Hurricane Harvey was not caused by climate change, but the situation  has been made much worse because of a changing climate.

The extremely warm Gulf waters have contributed to the intensity of Harvey. The amount of rainfall is off the charts. The images from Houston are surreal.  This is what climate change looks like.

The damage is unimaginable. There are power outages. Over 500,00 have been reported; 120,000 people are still without power.  And this is just the beginning.  More rain is on the way. And then? Receding floodwaters, and West Nile and dengue mosquitoes.

Much of Houston has been built on a flood plain.  The area floods regularly. People there  are not strangers to tropical storms or hurricanes, but this is different.

Weather changes, but the climate has changed. Weather events are more extreme and long-lasting. The "summer pattern" of  heat waves and wildfires in some areas and heavy rains and flooding in others is part of the pattern of a changed climate.  And, people are part of it.

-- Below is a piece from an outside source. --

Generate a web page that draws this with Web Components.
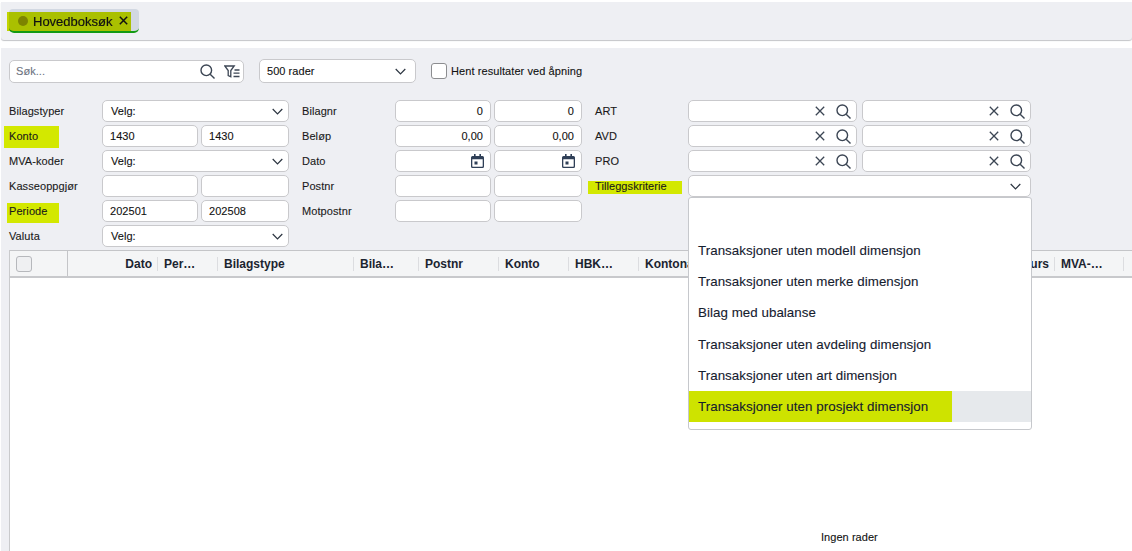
<!DOCTYPE html>
<html lang="no"><head><meta charset="utf-8"><title>Hovedboksøk</title>
<style>
html,body{margin:0;padding:0;height:100%;overflow:hidden;background:#fff}
body{font:12px "Liberation Sans",Arial,sans-serif;color:#1a1a1a;width:1132px;height:551px;display:flex;flex-direction:column;position:relative}
</style></head><body>
<app-tabbar></app-tabbar>
<app-panel></app-panel>
<script>
const ICON={
 search:'<svg width="15" height="15" viewBox="0 0 15 15" fill="none" stroke="#3c4654" stroke-width="1.4"><circle cx="6.300" cy="6.300" r="5.300"/><path d="M10.200 10.200 14.500 14.500"/></svg>',
 x:'<svg width="10" height="10" viewBox="0 0 10 10" fill="none" stroke="#3c4654" stroke-width="1.3"><path d="M.8.8l8.400 8.400M9.200.8l-8.400 8.400"/></svg>',
 chev:'<svg width="11" height="7" viewBox="0 0 11 7" fill="none" stroke="#2b3440" stroke-width="1.2"><path d="M.7 1l4.800 4.800L10.300 1"/></svg>',
 cal:'<svg width="13" height="14" viewBox="0 0 13 14"><path fill="#2f3f57" d="M3 0h1.600v2h3.800V0H10v2h1.500A1.500 1.500 0 0 1 13 3.500V12.500A1.500 1.500 0 0 1 11.500 14h-10A1.500 1.500 0 0 1 0 12.500V3.500A1.500 1.500 0 0 1 1.500 2H3zM1.300 5.300v7a.4.4 0 0 0 .4.4h9.600a.4.4 0 0 0 .4-.4v-7z"/><rect x="3.500" y="7.500" width="3" height="3" fill="#2f3f57"/></svg>',
 filter:'<svg width="16" height="13" viewBox="0 0 16 13" fill="none" stroke="#3c4654" stroke-width="1.300"><path d="M.8 1h9.400L6.800 5.500v6.300L4.200 10.500V5.500z"/><path d="M10.500 5h5M9.500 8.200h6M9.500 11.500h6"/></svg>'
};
function def(name,html){customElements.define(name,class extends HTMLElement{
  constructor(){super();this.attachShadow({mode:'open'}).innerHTML=typeof html==='function'?html(this):html;}
});}

def('app-tabbar',`<style>
:host{display:flex;align-items:flex-start;box-sizing:border-box;height:38px;margin:2px 0 0 1px;background:#eeeff3;padding:7px 0 0 8px;box-shadow:0 1px 1px #c4c5c8;flex:none;border-radius:0 0 3px 3px}
.tab{position:relative;box-sizing:border-box;height:24px;width:130px;background:#d2d8e2;border-radius:4px 4px 5px 5px;border-bottom:2px solid #139a13;display:flex;align-items:center;gap:5px;padding:2px 0 0 9px;font-size:13px;color:#111;-webkit-text-stroke:.2px #111}
.hl{position:absolute;left:-2px;top:3px;width:124px;height:19px;background:#cfe300;mix-blend-mode:multiply}
.dot{width:10px;height:10px;border-radius:50%;background:#7d8400;position:relative}
span,svg{position:relative}
</style><div class="tab"><div class="hl"></div><span class="dot"></span><span>Hovedboksøk</span><svg style="margin-left:1.500px;top:-1px" width="9" height="9" viewBox="0 0 9 9" fill="none" stroke="#111" stroke-width="1.500"><path d="M.8.8l7.400 7.400M8.200.8 .8 8.200"/></svg></div>`);

def('app-field',t=>{
 const k=t.getAttribute('kind')||'text',v=t.getAttribute('value')||'',ph=t.getAttribute('ph');
 let inner='';
 if(k==='text')inner=`<span class="v t">${v}</span>`;
 if(k==='num')inner=`<span class="v r">${v}</span>`;
 if(k==='date')inner=`<span class="sp"></span><span class="ic cal">${ICON.cal}</span>`;
 if(k==='select')inner=`<span class="v">${v}</span><span class="sp"></span><span class="ic ch">${ICON.chev}</span>`;
 if(k==='lookup')inner=`<span class="sp"></span><span class="ic lx">${ICON.x}</span><span class="ic ls">${ICON.search}</span>`;
 if(k==='search')inner=`<span class="v ph">${ph}</span><span class="sp"></span><span class="ic">${ICON.search}</span><span class="ic fl">${ICON.filter}</span>`;
 return `<style>
 :host{display:flex;box-sizing:border-box;height:22px;background:#fff;border:1px solid #c9c9cc;border-radius:5px;align-items:center;padding:0 8px;min-width:0;font-size:11px;color:#111;letter-spacing:.05px;-webkit-text-stroke:.1px currentColor}
 .v{white-space:nowrap}.t{margin-left:-1px}.r{margin-left:auto;margin-right:-1px}.sp{flex:1}
 .ph{color:#6b7280}.ic{display:flex;align-items:center}
 .lx{margin-right:11px}.ls{margin-right:-3px}.fl{margin-left:9px;margin-right:-5px}.ch{margin-right:var(--cm,1px)}.cal{margin-right:-2px}
 </style>${inner}`;
});

def('app-label',`<style>:host{display:flex;align-items:center;font-size:11px;letter-spacing:.08px;color:#1a1a1a;white-space:nowrap;height:22px;position:relative;-webkit-text-stroke:.1px currentColor}
.hl{display:none;position:absolute;background:#d3e800}
:host([hl]) .hl{display:block;left:var(--l);right:var(--r);top:var(--t);bottom:var(--b)}
span{position:relative}</style><div class="hl"></div><span><slot></slot></span>`);

def('filter-grid',`<style>:host{display:grid;grid-template-columns:93px 99px 88px 13px 93px 99px 88px 13px 93px 174px 169px;row-gap:3px;grid-auto-rows:22px}
</style><slot></slot>`);

def('tilleggs-menu',`<style>
:host{position:absolute;left:688px;top:197px;width:344px;height:233px;box-sizing:border-box;background:#fff;border:1px solid #c6c8cc;border-radius:3px;padding-top:37px;font-size:13.330px;letter-spacing:.05px;color:#15202e;z-index:5;display:flex;flex-direction:column;-webkit-text-stroke:.1px currentColor}
</style><slot></slot>`);
def('menu-item',`<style>
:host{display:flex;align-items:center;height:31.200px;flex:none;padding-left:9px}
:host([active]){background:linear-gradient(90deg,#cee300 0,#cee300 263px,#e6e9ec 263px)}
</style><slot></slot>`);

def('data-table',t=>{
 const cols=[['Dato',158,'r'],['Per…',218],['Bilagstype',354],['Bila…',419],['Postnr',499],['Konto',569],['HBK…',639],['Kontonavn',1020],['Kurs',1055,'r'],['MVA-…',1124]];
 let x=68,h='';
 for(const[c,e,al] of cols){h+=`<div class="c ${al||''}" style="flex:0 0 ${e-x}px">${c}</div>`;x=e;}
 return `<style>
 :host{display:flex;flex-direction:column;flex:1;min-height:0;margin-left:8px;background:#fff;border-left:1px solid #c9cacc;position:relative;min-width:0}
 .hd{display:flex;height:28px;box-sizing:border-box;background:#f4f5f6;border-top:1px solid #c4c5c8;border-bottom:2px solid #c8c9cc;align-items:center;flex:none;font-weight:700;font-size:12px;color:#1b2430;overflow:hidden}
 .ck{flex:0 0 58px;height:100%;display:flex;align-items:center;padding-left:6px;box-sizing:border-box;border-right:1px solid #c4c5c8}
 .ck i{display:block;box-sizing:border-box;width:16px;height:16px;border:1px solid #b6b8bc;border-radius:3px;background:#eff0f2}
 .c{box-sizing:border-box;padding:0 6px;white-space:nowrap;overflow:hidden;height:14px;line-height:14px;border-right:1px solid #dcdde0}
 .r{text-align:right;padding:0 5px 0 0}
 .body{flex:1;position:relative}
 .empty{position:absolute;left:811px;top:253px;font-size:11px;letter-spacing:.05px;color:#111;-webkit-text-stroke:.1px currentColor}
 </style><div class="hd"><div class="ck"><i></i></div>${h}</div><div class="body"><div class="empty">Ingen rader</div></div>`;
});

def('app-panel',`<style>
:host{display:flex;flex-direction:column;flex:1;min-height:0;margin:8px 0 0 1px;background:#eeeff3;position:relative;min-width:0}
.top{display:flex;align-items:center;height:24px;margin:11px 0 0 8px;flex:none}
.grid{margin:17px 0 3px 8px;flex:none}
app-field.search{width:235px;height:23px;padding-left:6px}
app-field.rows{width:157px;height:24px;margin-left:15px;padding-left:7px}
.chk{display:flex;align-items:center;margin-left:15px;font-size:11px;letter-spacing:.08px;gap:4px;color:#111;-webkit-text-stroke:.1px currentColor}
.chk i{display:block;box-sizing:border-box;width:16px;height:16px;background:#fff;border:1px solid #8c8d90;border-radius:3px}
app-field.a{margin-right:3px}app-field.b{margin-right:5px}
.wide{grid-column:span 2}.sel{--cm:-3px}
</style>
<div class="top"><app-field class="search" kind="search" ph="Søk..."></app-field><app-field class="rows" kind="select" value="500 rader"></app-field><div class="chk"><i></i><span>Hent resultater ved åpning</span></div></div>
<filter-grid class="grid">
<app-label>Bilagstyper</app-label><app-field class="wide sel" kind="select" value="Velg:"></app-field><span></span>
<app-label>Bilagnr</app-label><app-field class="a" kind="num" value="0"></app-field><app-field kind="num" value="0"></app-field><span></span>
<app-label>ART</app-label><app-field class="b" kind="lookup"></app-field><app-field kind="lookup"></app-field>

<app-label hl style="--l:-5px;--r:43px;--t:1px;--b:-1px">Konto</app-label><app-field class="a" kind="text" value="1430"></app-field><app-field kind="text" value="1430"></app-field><span></span>
<app-label>Beløp</app-label><app-field class="a" kind="num" value="0,00"></app-field><app-field kind="num" value="0,00"></app-field><span></span>
<app-label>AVD</app-label><app-field class="b" kind="lookup"></app-field><app-field kind="lookup"></app-field>

<app-label>MVA-koder</app-label><app-field class="wide sel" kind="select" value="Velg:"></app-field><span></span>
<app-label>Dato</app-label><app-field class="a" kind="date"></app-field><app-field kind="date"></app-field><span></span>
<app-label>PRO</app-label><app-field class="b" kind="lookup"></app-field><app-field kind="lookup"></app-field>

<app-label>Kasseoppgjør</app-label><app-field class="a" kind="text"></app-field><app-field kind="text"></app-field><span></span>
<app-label>Postnr</app-label><app-field class="a" kind="text"></app-field><app-field kind="text"></app-field><span></span>
<app-label hl style="--l:-7px;--r:6px;--t:6px;--b:3px">Tilleggskriterie</app-label><app-field class="wide" kind="select"></app-field>

<app-label hl style="--l:-2px;--r:43px;--t:3px;--b:-1px">Periode</app-label><app-field class="a" kind="text" value="202501"></app-field><app-field kind="text" value="202508"></app-field><span></span>
<app-label>Motpostnr</app-label><app-field class="a" kind="text"></app-field><app-field kind="text"></app-field><span></span><span></span><span></span><span></span>

<app-label>Valuta</app-label><app-field class="wide sel" kind="select" value="Velg:"></app-field>
</filter-grid>
<data-table></data-table>`);
</script>
<tilleggs-menu>
<menu-item>Transaksjoner uten modell dimensjon</menu-item>
<menu-item>Transaksjoner uten merke dimensjon</menu-item>
<menu-item>Bilag med ubalanse</menu-item>
<menu-item>Transaksjoner uten avdeling dimensjon</menu-item>
<menu-item>Transaksjoner uten art dimensjon</menu-item>
<menu-item active>Transaksjoner uten prosjekt dimensjon</menu-item>
</tilleggs-menu>
</body></html>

Building on flood plains, reliance on fossil fuels and automobiles and taking for granted that most other people live that way is part of the scenario. It's not surprising that the most vulnerable people are also the most impacted by this kind of a disaster.

People trapped in flooded areas are told to go up to their roofs and await rescue there.  Maybe they  have children and pets, and maybe a phone, a bag of stuff. That's all they have, now.

But what we are also seeing amid the floodwaters are neighbors helping neighbors, strangers coming to the aid of  strangers.  Climate change is a human issue. We are seeing it here and now. And we are all affected.

How can you  help the victims of Hurricane Harvey? Find out more here.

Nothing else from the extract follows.